Because (and I keep saying this) there are a tiny number of people who buy most of the books that are sold in this country. And Amazon was converting this group at a shocking rate, leaving the chain bookstores with a lot of expensive retail and customers who came in, bought a coffee, a muffin, leafed through some magazines, and left with a paperback, if they were lucky. There are still heavy users out there who still will not even consider buying a kindle. The publishers were god damned if they were going to let anyone talk them into switching. And, also, out of business, because once the chains were gone, there was going to be a brutal truth on the table, which is that the way the supply chain works with publishers isn't the only old school thing about that business.

So the publishers did what the publishers had to do: make the temptation to switch a lot less tempting. Gone were the days when they could price ebooks at full hardcover forever, no discounting, and count on a very high gadget price to keep participation low. Their returns rate had gotten horribly out of hand as they were shipping books to bookstores whose heavy customers had recently converted to kindle and were no longer coming in very often and leaving with heavy bags of books. Worst of all, kindle owners (and I didn't think of this consciously -- I picked it up from Megan McArdle's piece on the subject) who couldn't get what they wanted for the kindle often bought it from Amazon when previously they would have bought it in person. I mean, they were already looking at the detail page and one click was turned on and they had Prime shipping anyway. The best they could do was accept the theory that ebooks should be less than paperbooks, but then maintain the price differential they'd been chowing down on between hardcover and trade paperback.
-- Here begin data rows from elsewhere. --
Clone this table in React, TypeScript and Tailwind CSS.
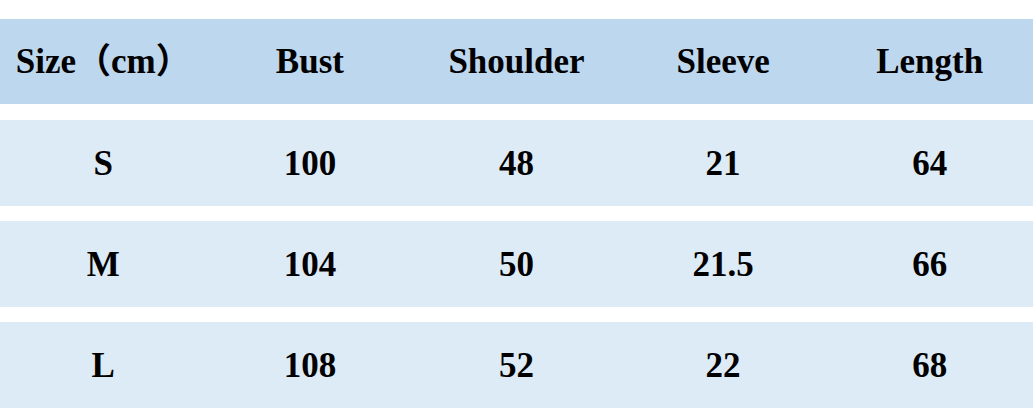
import React from "react";

const header = ["Size（cm）", "Bust", "Shoulder", "Sleeve", "Length"];
const rows = [
  ["S", "100", "48", "21", "64"],
  ["M", "104", "50", "21.5", "66"],
  ["L", "108", "52", "22", "68"],
];

const font = {
  fontFamily: '"Liberation Serif", "Noto Sans CJK SC", serif',
};

export default function App() {
  return (
    <div
      className="w-[1033px] h-[409px] bg-white overflow-hidden pt-[19px] text-black font-bold text-[35px]"
      style={font}
    >
      <div className="grid grid-cols-5 h-[85px] bg-[#bdd7ee] mb-[16px] items-center">
        {header.map((h) => (
          <div key={h} className="text-center whitespace-nowrap leading-none">
            {h}
          </div>
        ))}
      </div>
      <div className="flex flex-col gap-[15px]">
        {rows.map((r) => (
          <div
            key={r[0]}
            className="grid grid-cols-5 h-[86px] bg-[#ddebf7] items-center"
          >
            {r.map((c, i) => (
              <div key={i} className="text-center whitespace-nowrap leading-none">
                {c}
              </div>
            ))}
          </div>
        ))}
      </div>
    </div>
  );
}
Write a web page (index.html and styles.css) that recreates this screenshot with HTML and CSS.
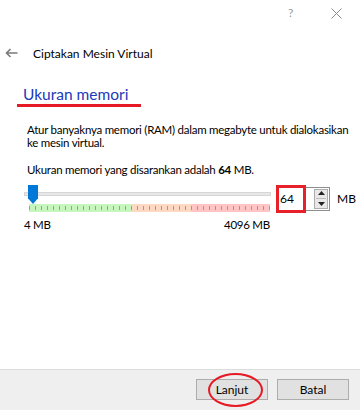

About that price differential. Looked at from the cost plus perspective, it seems wrong -- it doesn't cost much if any more to make a hardcover as a paperback. But the publishers have disciplined themselves to wait to get the paperback sales until they're pretty damn sure that there aren't any more suckers out there prepared to pay full trade or at least discounted hardcover prices. It's a hard thing to do, because you do all this publicity for the hardcover release, and a lot of people aren't going to buy it and you risk them forgetting by the time it's out in paperback. Or them seeing it at the library or at a friend's house or whatever. (Or, worse, finding out what a dog it is based on reviews or a friend slamming it in her blog or whatever.) This is pricing under theory three: whatever the market will bear. But a lot of epricing critics are attacking ebook prices that are still at hardcover levels for books which are already out in paperback -- they're saying this is a violation of the substitutable good rule of pricing.
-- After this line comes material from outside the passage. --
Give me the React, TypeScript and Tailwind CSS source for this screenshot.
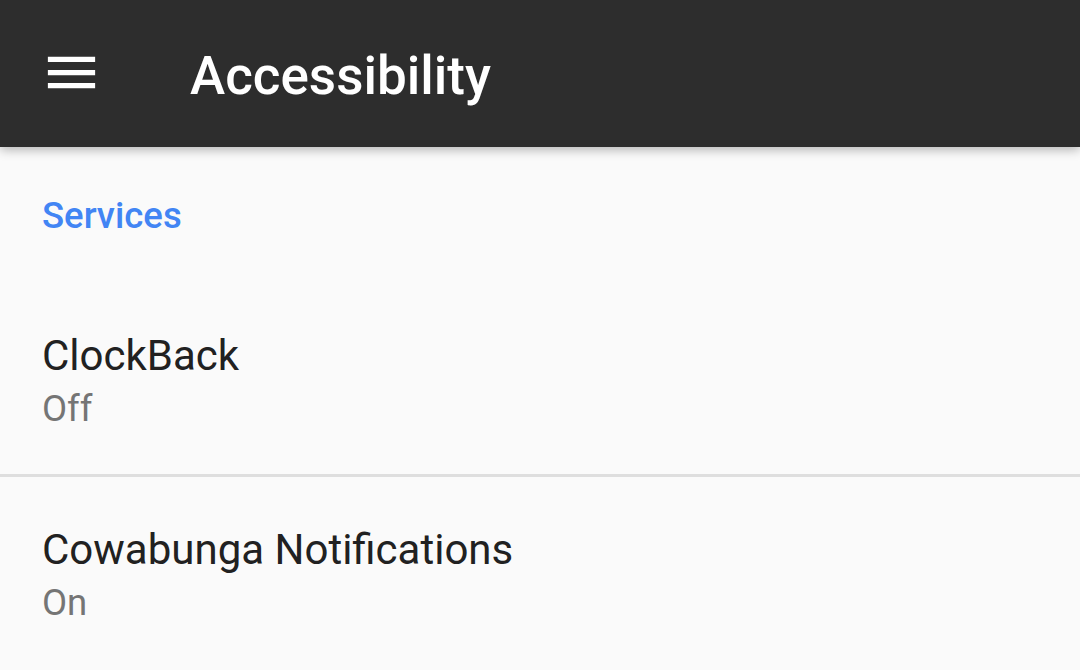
import React from 'react'

const font = { fontFamily: 'Roboto, "Noto Sans", sans-serif' }

interface PrefItem {
  title: string
  summary: string
}

const services: PrefItem[] = [
  { title: 'ClockBack', summary: 'Off' },
  { title: 'Cowabunga Notifications', summary: 'On' },
]

// material "menu" icon
function MenuIcon() {
  return (
    <svg viewBox="0 0 24 24" className="h-[63px] w-[63px] shrink-0" fill="#ffffff">
      <path d="M3 18h18v-2H3v2zm0-5h18v-2H3v2zm0-7v2h18V6H3z" />
    </svg>
  )
}

function Preference({ item }: { item: PrefItem }) {
  return (
    <div className="px-[42px]">
      <div className="text-[42px] leading-[50px] text-[#212121]">{item.title}</div>
      <div className="mt-[6px] text-[36.5px] leading-[44px] text-[#757575]">{item.summary}</div>
    </div>
  )
}

export default function App() {
  return (
    <div className="h-[670px] w-[1080px] overflow-hidden bg-[#fafafa]" style={font}>
      <header className="relative z-10 flex h-[147px] items-start bg-[#2d2d2d] shadow-[0_3px_10px_rgba(0,0,0,0.28)]">
        <div className="ml-[40px] mt-[41px]">
          <MenuIcon />
        </div>
        <h1 className="ml-[87px] mt-[45px] text-[53px] font-medium leading-[62px] text-white">
          Accessibility
        </h1>
      </header>

      <div className="mt-[47px] px-[42px] text-[36.5px] font-medium leading-[44px] text-[#4285f4]">
        Services
      </div>

      <div className="mt-[93px]">
        <Preference item={services[0]} />
      </div>
      <div className="mt-[43px] h-[3px] bg-[#dedede]" />
      <div className="mt-[48px]">
        <Preference item={services[1]} />
      </div>
    </div>
  )
}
My biggest complaint about someone saying that an ebook should be cheaper when the paperback is out is that people say that about ebooks _before the paperback is out_. In the tech industry, we call this kind of shit vaporware, but on the off chance some of my readers speak bar but not tech, that's like expecting half price appetizers during peak dining time. Ain't gonna happen. Secondarily, there's a legitimate price theory behind paralleling the price to hardcover, dropping it for paperback, and then going to some unknown other price when the hardcover and paperback are no longer available new-in-paper -- expecting a book published in hardcover almost a decade ago, and in paper a year after that and long since gone from bookstores other than used to still be priced as a mass market paperback for the ebook version seems to me a little odd. Me, I'd baseline it off whatever the used copies were going for. If used copies were moving at $30+, I'd for damn sure want some of that juice for the ebook.
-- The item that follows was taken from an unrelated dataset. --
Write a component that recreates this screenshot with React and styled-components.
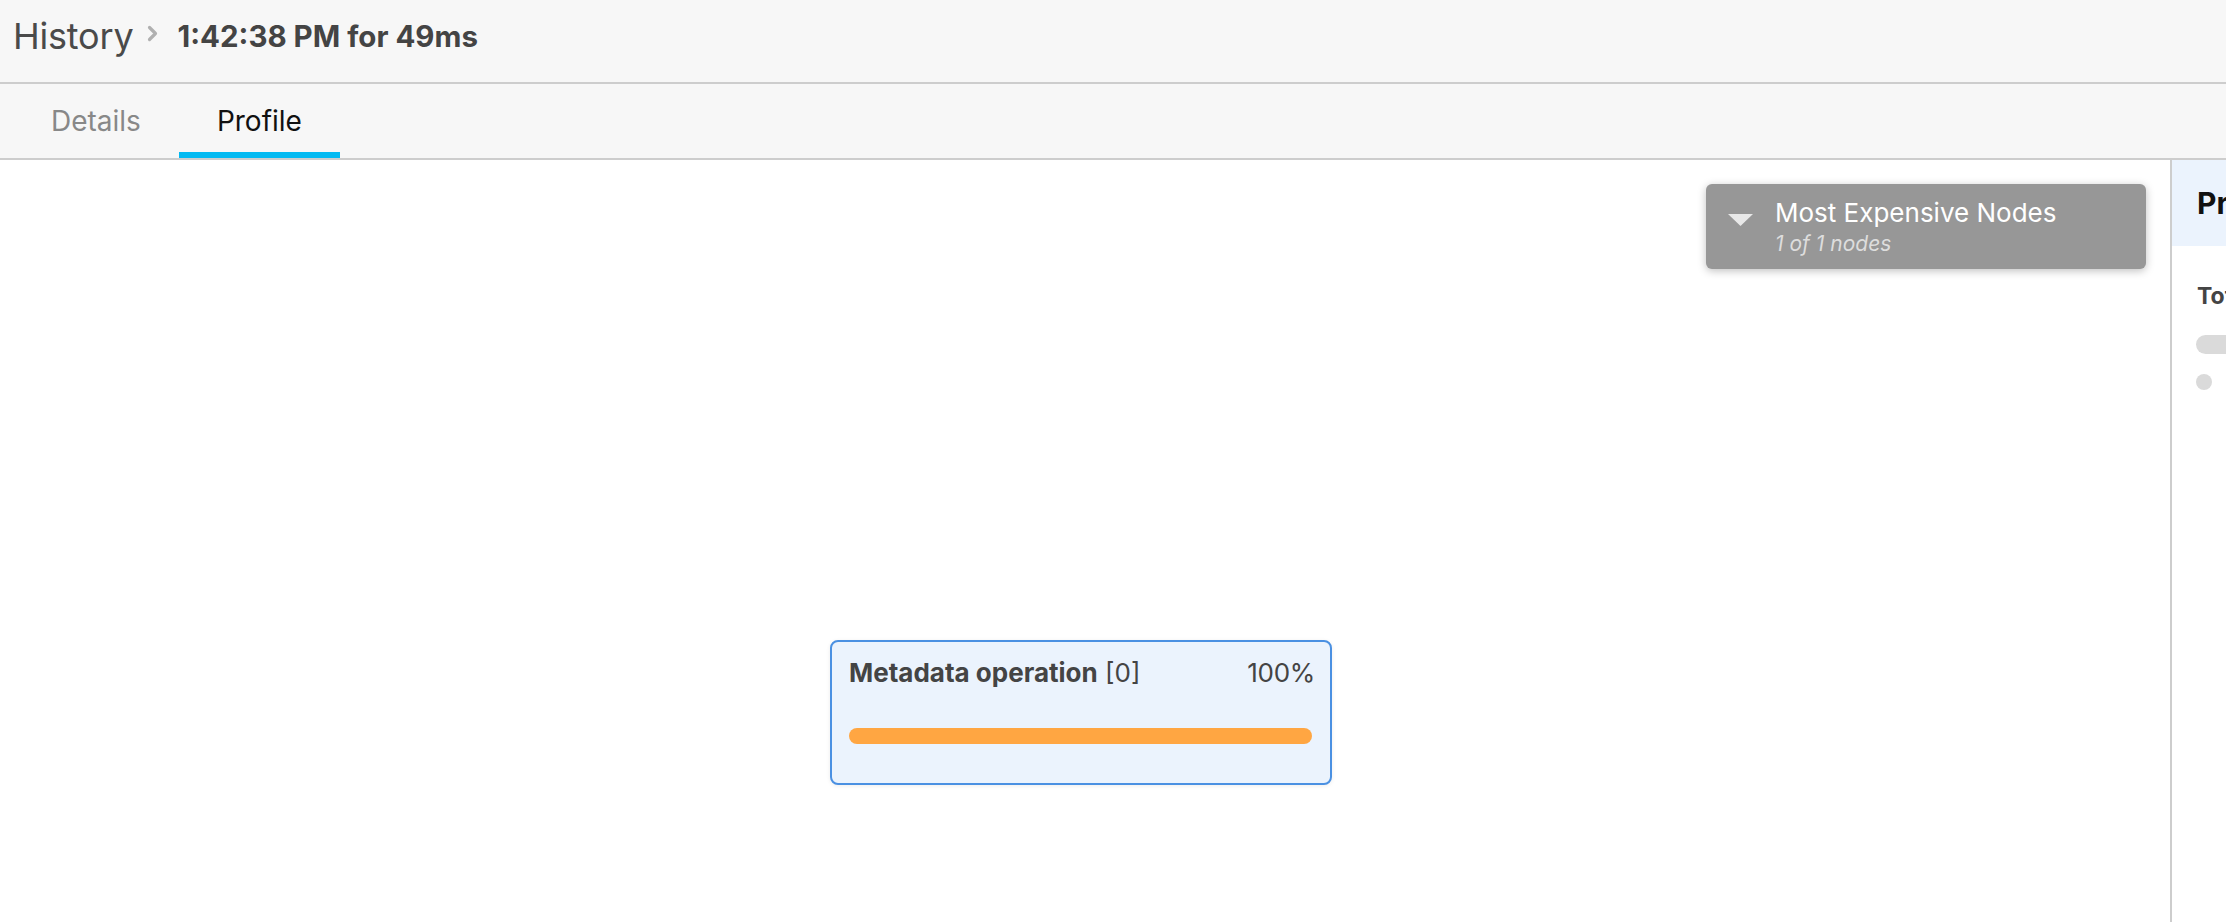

Finally, I've been a little disgusted that a lot of people have been flailing about on this topic without putting forth even tiny amounts of effort to accurately collect sample data. Not knowing that Amazon discounts paperbacks? For real? Not being able to tell that the paperback's release date is in the future (and not just on Amazon) when figuring that out requires only a click through to a detail page and a short scroll down, if that? To be fair, there may well be some intent to confuse: the online store, whether Amazon or other, would kind of like you to click a buy button, whether they have that sucker right at the moment or not. They _don't_ want you mad, however, so they put a little effort into making clear to you that this is a preorder. A shopper is going to notice. _A critic should notice too._

In our society at least, and perhaps in all human societies, critics are perceived as more intelligent just by the act of criticizing. I think critics have a responsibility to try to live up to that perception.

A few more comments about Amazon pricing: if you preorder something, you pay the price it was when you preordered it, even tho the money won't be collected until the book ships. If you put something in your shopping basket for later, however, and then return periodically, you'll get these little red letter notifications at the top of your screen saying that prices have changed. Generally speaking, I see a lot of nickel and dime gyrations that don't amount to anything I care about, altho I've seen more substantial changes on academic books on occasion that can run small dollars (still a small fraction of the price on the book). My husband tells me that he has seen prices change from before he was logged in as himself, and after he logged in as himself -- I don't flush my cookies often enough to run into that so I can't comment. Certainly, it would be absolutely the kind of thing I would expect Amazon to pull. Hey, I _know_ she'll pay a buck more for this without even thinking, or, she won't pull the trigger unless it's a better deal. Nothing wrong with that -- it's like a flea market or bazaar where the sellers size you up and your past history with them matters, or like a restaurant that you're a regular at that gives you extras for free, or a casino comping your drinks or whatever.

B&N and Borders discount best sellers and new releases, so people who are shopping the display tables and buying things written by authors currently making appearances on talk shows and public radio have an impression that everything there is discounted. It is not so. If you go buy a copy of _Animal, Vegetable, Miracle_, say, after it has been out for 7 or 8 months but before the paperback is out, you won't be getting 30-40% off. You'll be paying full list, and sales like yours are how B&N and Borders stay in business. Amazon has always had a much, much wider range of discounting on hardcovers and paperbacks than B&N or Borders in person, even tho the depth of the discounting is not always as deep as it is in the physical bookstore. This is another example of trading off dollars and cents against other factors (the discount in hand may be less than but worth more than the discount that might or might not be available in the bookstore, particularly once you factor in any value associated with one's time or transport).